#### Given information:
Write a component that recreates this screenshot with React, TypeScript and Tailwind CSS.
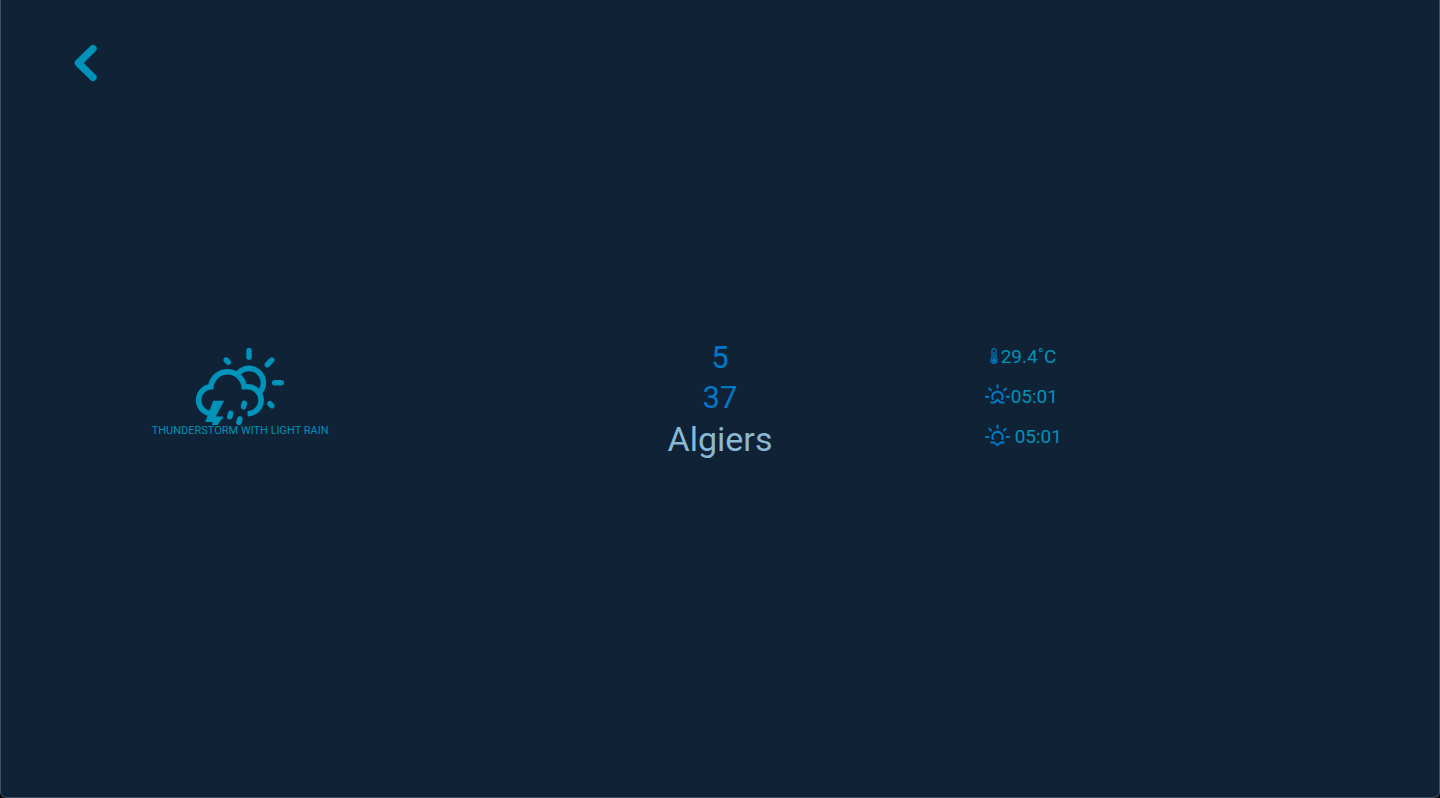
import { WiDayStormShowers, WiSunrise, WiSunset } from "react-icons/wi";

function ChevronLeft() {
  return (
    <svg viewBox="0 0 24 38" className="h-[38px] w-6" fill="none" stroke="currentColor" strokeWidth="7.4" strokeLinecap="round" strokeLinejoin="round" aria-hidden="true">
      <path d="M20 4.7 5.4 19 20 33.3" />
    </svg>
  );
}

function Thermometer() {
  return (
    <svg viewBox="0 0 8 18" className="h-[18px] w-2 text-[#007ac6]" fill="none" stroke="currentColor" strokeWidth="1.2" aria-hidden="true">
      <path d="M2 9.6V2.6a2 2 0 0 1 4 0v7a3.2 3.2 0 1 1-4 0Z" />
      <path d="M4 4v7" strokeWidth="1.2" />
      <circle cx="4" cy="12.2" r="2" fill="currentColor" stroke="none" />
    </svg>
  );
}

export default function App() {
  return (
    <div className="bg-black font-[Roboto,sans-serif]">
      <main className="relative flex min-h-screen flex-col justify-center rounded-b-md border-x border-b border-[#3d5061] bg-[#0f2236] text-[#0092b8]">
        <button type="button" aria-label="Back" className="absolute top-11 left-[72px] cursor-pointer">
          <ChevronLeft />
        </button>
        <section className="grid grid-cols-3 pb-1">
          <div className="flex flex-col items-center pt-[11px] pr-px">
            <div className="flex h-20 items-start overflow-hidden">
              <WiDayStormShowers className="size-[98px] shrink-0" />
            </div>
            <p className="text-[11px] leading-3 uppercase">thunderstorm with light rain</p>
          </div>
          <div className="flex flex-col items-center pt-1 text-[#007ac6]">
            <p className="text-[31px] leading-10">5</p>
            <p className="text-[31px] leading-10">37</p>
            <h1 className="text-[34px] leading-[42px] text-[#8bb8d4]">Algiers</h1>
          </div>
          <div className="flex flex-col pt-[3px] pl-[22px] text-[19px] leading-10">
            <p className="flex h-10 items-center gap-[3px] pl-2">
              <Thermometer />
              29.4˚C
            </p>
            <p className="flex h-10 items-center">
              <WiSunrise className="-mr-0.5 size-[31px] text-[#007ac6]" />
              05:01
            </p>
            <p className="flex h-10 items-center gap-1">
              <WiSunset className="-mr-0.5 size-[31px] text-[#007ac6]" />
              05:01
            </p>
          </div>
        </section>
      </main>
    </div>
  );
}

#### Task to carry out:
Except for the pictures, copy the material above exactly.

#### In response:
Write a component that recreates this screenshot with React, TypeScript and Tailwind CSS.
import { WiDayStormShowers, WiSunrise, WiSunset } from "react-icons/wi";

function ChevronLeft() {
  return (
    <svg viewBox="0 0 24 38" className="h-[38px] w-6" fill="none" stroke="currentColor" strokeWidth="7.4" strokeLinecap="round" strokeLinejoin="round" aria-hidden="true">
      <path d="M20 4.7 5.4 19 20 33.3" />
    </svg>
  );
}

function Thermometer() {
  return (
    <svg viewBox="0 0 8 18" className="h-[18px] w-2 text-[#007ac6]" fill="none" stroke="currentColor" strokeWidth="1.2" aria-hidden="true">
      <path d="M2 9.6V2.6a2 2 0 0 1 4 0v7a3.2 3.2 0 1 1-4 0Z" />
      <path d="M4 4v7" strokeWidth="1.2" />
      <circle cx="4" cy="12.2" r="2" fill="currentColor" stroke="none" />
    </svg>
  );
}

export default function App() {
  return (
    <div className="bg-black font-[Roboto,sans-serif]">
      <main className="relative flex min-h-screen flex-col justify-center rounded-b-md border-x border-b border-[#3d5061] bg-[#0f2236] text-[#0092b8]">
        <button type="button" aria-label="Back" className="absolute top-11 left-[72px] cursor-pointer">
          <ChevronLeft />
        </button>
        <section className="grid grid-cols-3 pb-1">
          <div className="flex flex-col items-center pt-[11px] pr-px">
            <div className="flex h-20 items-start overflow-hidden">
              <WiDayStormShowers className="size-[98px] shrink-0" />
            </div>
            <p className="text-[11px] leading-3 uppercase">thunderstorm with light rain</p>
          </div>
          <div className="flex flex-col items-center pt-1 text-[#007ac6]">
            <p className="text-[31px] leading-10">5</p>
            <p className="text-[31px] leading-10">37</p>
            <h1 className="text-[34px] leading-[42px] text-[#8bb8d4]">Algiers</h1>
          </div>
          <div className="flex flex-col pt-[3px] pl-[22px] text-[19px] leading-10">
            <p className="flex h-10 items-center gap-[3px] pl-2">
              <Thermometer />
              29.4˚C
            </p>
            <p className="flex h-10 items-center">
              <WiSunrise className="-mr-0.5 size-[31px] text-[#007ac6]" />
              05:01
            </p>
            <p className="flex h-10 items-center gap-1">
              <WiSunset className="-mr-0.5 size-[31px] text-[#007ac6]" />
              05:01
            </p>
          </div>
        </section>
      </main>
    </div>
  );
}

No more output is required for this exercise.